:: Data section ::

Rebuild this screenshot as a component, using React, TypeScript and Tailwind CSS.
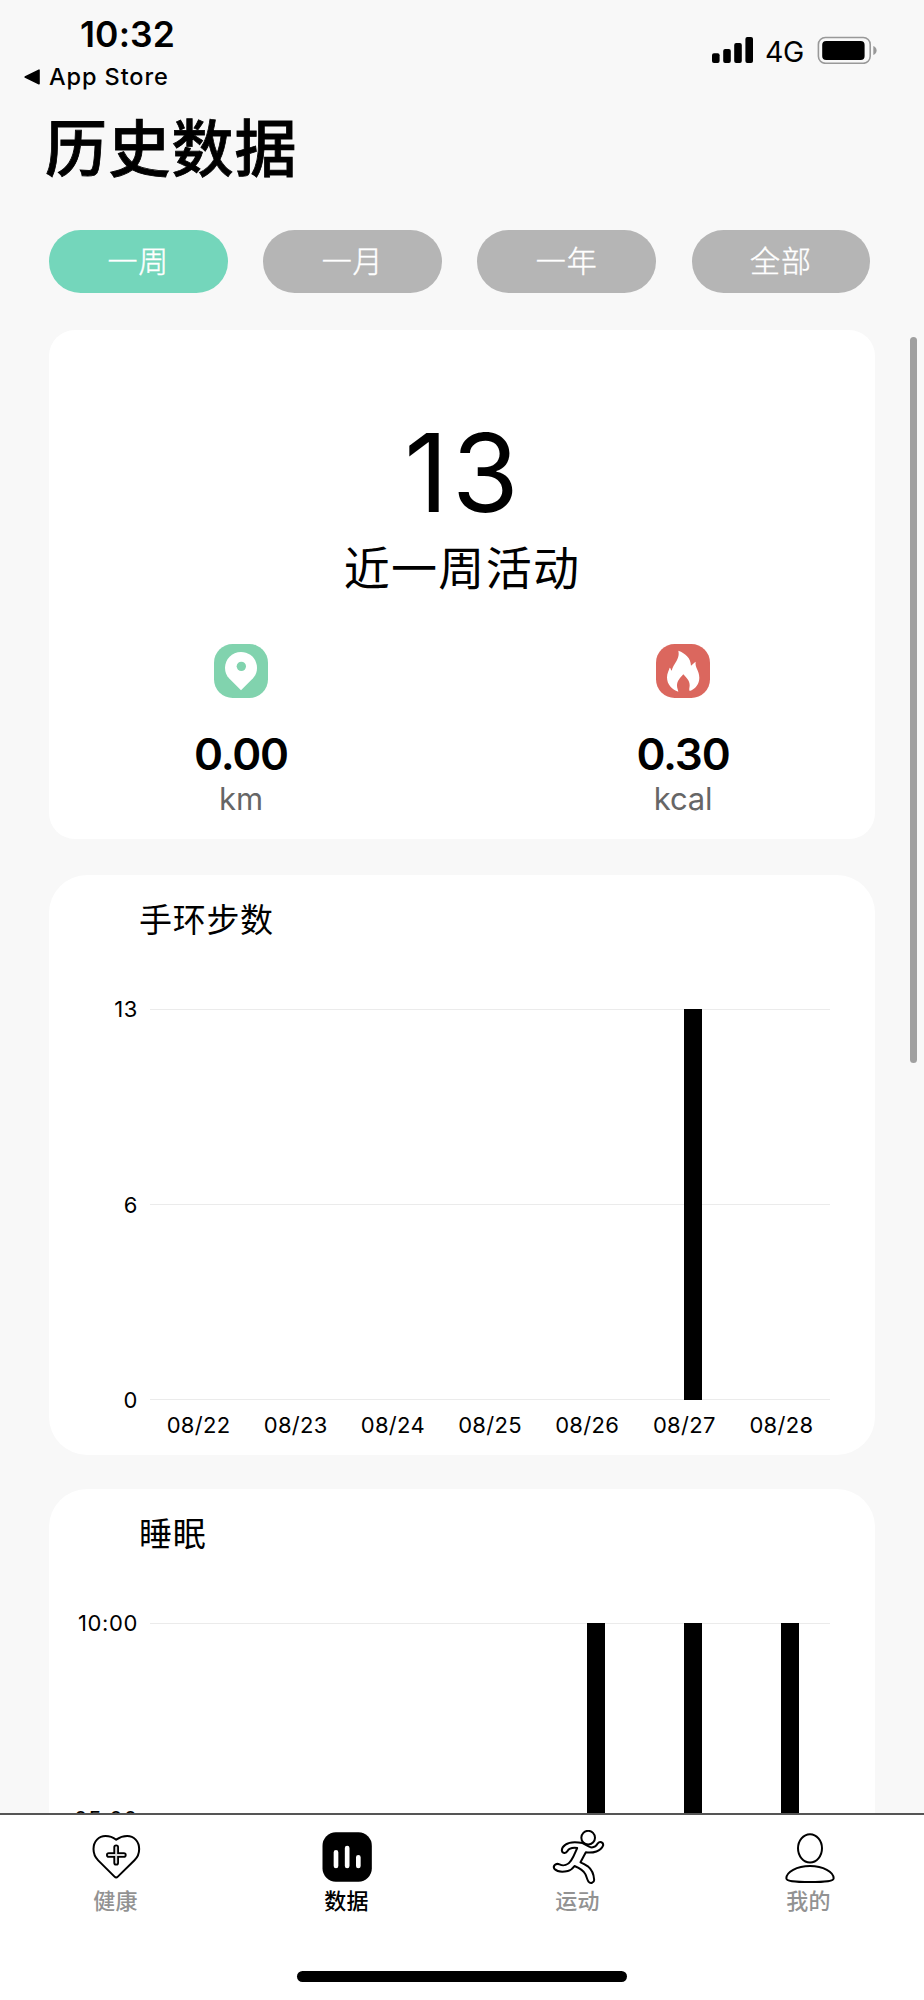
import React from "react";

const ranges = ["一周", "一月", "一年", "全部"];
const days = ["08/22", "08/23", "08/24", "08/25", "08/26", "08/27", "08/28"];

function StatusBar() {
  return (
    <header className="flex h-[100px] justify-between">
      <div className="flex flex-col">
        <div className="mt-[12px] ml-[80px] h-[46px] text-[35.5px] leading-[46px] font-semibold tracking-[0.1px]">10:32</div>
        <div className="mt-[3px] ml-[24px] flex h-[32px] items-center gap-[9px]">
          <svg className="h-[16px] w-[16px]" viewBox="0 0 16 16">
            <path d="M15 1.2v13.6L1.2 8z" stroke="#000" strokeWidth="1.6" strokeLinejoin="round" />
          </svg>
          <span className="text-[23.5px] leading-[32px] font-medium tracking-[0.9px]">App Store</span>
        </div>
      </div>
      <div className="mt-[36px] mr-[47px] flex h-[28px] items-center">
        <svg className="h-[28px] w-[42px]" viewBox="0 0 42 28">
          <rect x="0" y="17.3" width="7.6" height="9.7" rx="2" />
          <rect x="11.2" y="13" width="7.6" height="14" rx="2" />
          <rect x="22.2" y="7" width="7.6" height="20" rx="2" />
          <rect x="33.4" y="1" width="7.6" height="26" rx="2" />
        </svg>
        <span className="mt-[3px] ml-[11px] w-[42px] text-[28.5px] leading-[28px] tracking-[-0.3px]">4G</span>
        <svg className="ml-[10px] h-[28px] w-[60px]" viewBox="0 0 60 28">
          <rect x="1.4" y="1.5" width="51.8" height="25.800" rx="7" fill="none" stroke="#999" strokeWidth="1.6" />
          <rect x="5.2" y="5.1" width="42.4" height="18.800" rx="4" />
          <path d="M56.300 10c2 .8 3.300 2.600 3.300 4.500s-1.300 3.700-3.300 4.500z" fill="#999" />
        </svg>
      </div>
    </header>
  );
}

function PinIcon() {
  return (
    <svg className="h-[54px] w-[54px]" viewBox="42 42 162 162">
      <rect x="42" y="42" width="162" height="162" rx="56" fill="#81d3ae" />
      <path d="M123 66c-27 0-48 21-48 48 0 13 5 23 12 31l36 36 36-36c7-8 12-18 12-31 0-27-21-48-48-48z" fill="#fff" />
      <circle cx="124" cy="109" r="14" fill="#81d3ae" />
    </svg>
  );
}

function FlameIcon() {
  return (
    <svg className="h-[54px] w-[54px]" viewBox="48 42 162 162">
      <rect x="48" y="42" width="162" height="162" rx="56" fill="#db675e" />
      <path
        d="M115 62C137 70 152 84 153 107C158 104 161 98 167 95C164 112 178 122 178 143C178 162 166 177 149 183C146 178 149 173 149 166C149 152 139 143 130 133C121 143 111 153 111 167C111 174 114 178 115 185C95 179 81 163 81 142C81 130 87 121 89 113C93 115 92 119 95 122C97 112 104 103 109 94C114 84 118 76 115 62Z"
        fill="#fff"
      />
    </svg>
  );
}

function Metric({ icon, value, unit }: { icon: React.ReactNode; value: string; unit: string }) {
  return (
    <div className="flex w-[384px] flex-col items-center">
      {icon}
      <div className="mt-[29px] h-[54px] text-[44px] leading-[54px] font-semibold tracking-[-1.2px]">{value}</div>
      <div className="h-[36px] text-[31px] leading-[36px] tracking-[-0.2px] text-[#666]">{unit}</div>
    </div>
  );
}

type ChartProps = { title: string; ticks: string[]; bars: boolean[]; labels?: string[] };

function ChartCard({ title, ticks, bars, labels = [] }: ChartProps) {
  return (
    <section className="flex h-[580px] shrink-0 flex-col rounded-[38px] bg-white">
      <h2 className="mt-[20px] ml-[90px] h-[50px] text-[33px] leading-[50px] tracking-[0.7px]">{title}</h2>
      <div className="mt-[64px] flex h-[391px]">
        <div className="-my-[15px] flex w-[89px] flex-col justify-between text-right text-[22px] leading-[30px] tracking-[0.6px]">
          {ticks.map((t, i) => (
            <span key={i} className="h-[30px]">
              {t}
            </span>
          ))}
        </div>
        <div className="relative ml-[12px] flex w-[680px]">
          <div className="absolute inset-0 flex flex-col justify-between">
            <div className="h-px bg-[#ebebeb]" />
            <div className="h-px bg-[#ebebeb]" />
            <div className="h-px bg-[#ebebeb]" />
          </div>
          {bars.map((on, i) => (
            <div key={i} className="relative flex flex-1">
              {on && <div className="ml-[48.5px] h-full w-[18px] bg-black" />}
            </div>
          ))}
        </div>
      </div>
      <div className="mt-[10px] ml-[101px] flex w-[680px] text-center text-[22px] leading-[30px] tracking-[0.3px]">
        {labels.map((d) => (
          <span key={d} className="flex-1">
            {d}
          </span>
        ))}
      </div>
    </section>
  );
}

function HealthIcon() {
  return (
    <svg className="h-[55px] w-[54px]" viewBox="86.5 75 162 165" fill="none" stroke="#000" strokeLinejoin="round">
      <path
        d="M168 104c-9-7-20-11-32-11-20 0-36 16-36 39 0 14 5 25 14 34l49 49q5 5 10 0l50-49c9-9 14-20 14-34 0-23-16-39-36-39-12 0-23 4-33 11z"
        strokeWidth="6"
      />
      <path d="M168 127v46M146 150h45" strokeWidth="17" strokeLinecap="round" />
      <path d="M168 127v46M146 150h45" stroke="#ddd" strokeWidth="6" strokeLinecap="round" />
    </svg>
  );
}

function DataIcon() {
  return (
    <svg className="h-[55px] w-[54px]" viewBox="778.5 75 162 165">
      <rect x="786" y="82" width="148" height="148" rx="40" />
      <path d="M826.500 142v41M860 129v54M893.500 157v26" stroke="#fff" strokeWidth="14" strokeLinecap="round" />
    </svg>
  );
}

function SportIcon() {
  return (
    <svg className="h-[55px] w-[54px]" viewBox="91.5 75 162 165" fill="none" stroke="#000" strokeWidth="6" strokeLinejoin="round">
      <circle cx="203" cy="98" r="20.500" />
      <path d="M186 114C166 110 147 110 135 119C128 124 124 130 124 136C125 145 136 147 141 138C145 131 154 127 170 129C164 143 160 154 152 166C143 180 129 184 117 178C105 173 96 184 102 192C110 200 128 201 142 198C151 196 157 190 162 183C176 189 189 195 195 208C199 217 200 224 204 230C210 237 221 233 221 225C220 208 212 192 202 184C195 179 188 175 180 172L196 142C218 145 241 139 248 121C249 112 238 107 232 115C227 124 219 128 211 127C201 124 195 118 186 114Z" />
    </svg>
  );
}

function ProfileIcon() {
  return (
    <svg className="h-[55px] w-[54px]" viewBox="785 75 162 165" fill="none" stroke="#000" strokeWidth="6">
      <ellipse cx="869" cy="130" rx="36" ry="42.500" />
      <path d="M869 183c-40 0-71 18-71 37 0 8 21 11 71 11s71-3 71-11c0-19-31-37-71-37z" />
    </svg>
  );
}

const tabs = [
  { label: "健康", icon: <HealthIcon />, active: false },
  { label: "数据", icon: <DataIcon />, active: true },
  { label: "运动", icon: <SportIcon />, active: false },
  { label: "我的", icon: <ProfileIcon />, active: false },
];

export default function App() {
  return (
    <div className="relative flex h-[2000px] w-[924px] flex-col overflow-hidden bg-[#f8f8f8] font-['Inter','Noto_Sans_CJK_SC',sans-serif] text-black">
      <StatusBar />
      <h1 className="ml-[45px] h-[96px] pt-[4px] text-[62px] leading-[92px] font-medium tracking-[1.200px] [-webkit-text-stroke:0.8px_black]">
        历史数据
      </h1>
      <nav className="mt-[34px] ml-[49px] flex gap-[35.5px]">
        {ranges.map((r, i) => (
          <button
            key={r}
            className={
              "h-[63px] w-[178.7px] rounded-full text-[30px] font-light tracking-[0.9px] text-white [-webkit-text-stroke:0.4px_white] " +
              (i === 0 ? "bg-[#74d6bb]" : "bg-[#b5b5b5]")
            }
          >
            {r}
          </button>
        ))}
      </nav>
      <main className="mt-[37px] flex h-[1483px] flex-col overflow-hidden px-[49px]">
        <section className="flex h-[509px] shrink-0 flex-col rounded-[26px] bg-white">
          <div className="mt-[78px] h-[130px] pl-[3px] text-center text-[108px] leading-[130px] tracking-[4px]">13</div>
          <div className="-mt-[2px] h-[64px] text-center text-[46px] leading-[64px] tracking-[1.3px]">近一周活动</div>
          <div className="mt-[44px] flex justify-between">
            <Metric icon={<PinIcon />} value="0.00" unit="km" />
            <Metric icon={<FlameIcon />} value="0.30" unit="kcal" />
          </div>
        </section>
        <div className="mt-[36px] flex flex-col gap-[34px]">
          <ChartCard
            title="手环步数"
            ticks={["13", "6", "0"]}
            bars={[false, false, false, false, false, true, false]}
            labels={days}
          />
          <ChartCard title="睡眠" ticks={["10:00", "05:00", ""]} bars={[false, false, false, false, true, true, true]} />
        </div>
      </main>
      <footer className="flex h-[187px] flex-col items-center border-t-2 border-[#555] bg-white">
        <div className="flex w-full pt-[15px]">
          {tabs.map((t) => (
            <div key={t.label} className="flex flex-1 flex-col items-center">
              {t.icon}
              <span
                className={
                  "mt-px h-[30px] text-[22px] leading-[30px] font-medium tracking-[0.3px] " +
                  (t.active ? "text-black" : "text-[#929292]")
                }
              >
                {t.label}
              </span>
            </div>
          ))}
        </div>
        <div className="mt-[55px] h-[11px] w-[330px] rounded-full bg-black" />
      </footer>
      <div className="absolute top-[337px] left-[910px] h-[726px] w-[7px] rounded-full bg-[#a0a0a0]" />
    </div>
  );
}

:::

● **Brief**: Return from the data every line that holds "React".

● **Task output**:
Rebuild this screenshot as a component, using React, TypeScript and Tailwind CSS.
import React from "react";
function Metric({ icon, value, unit }: { icon: React.ReactNode; value: string; unit: string }) {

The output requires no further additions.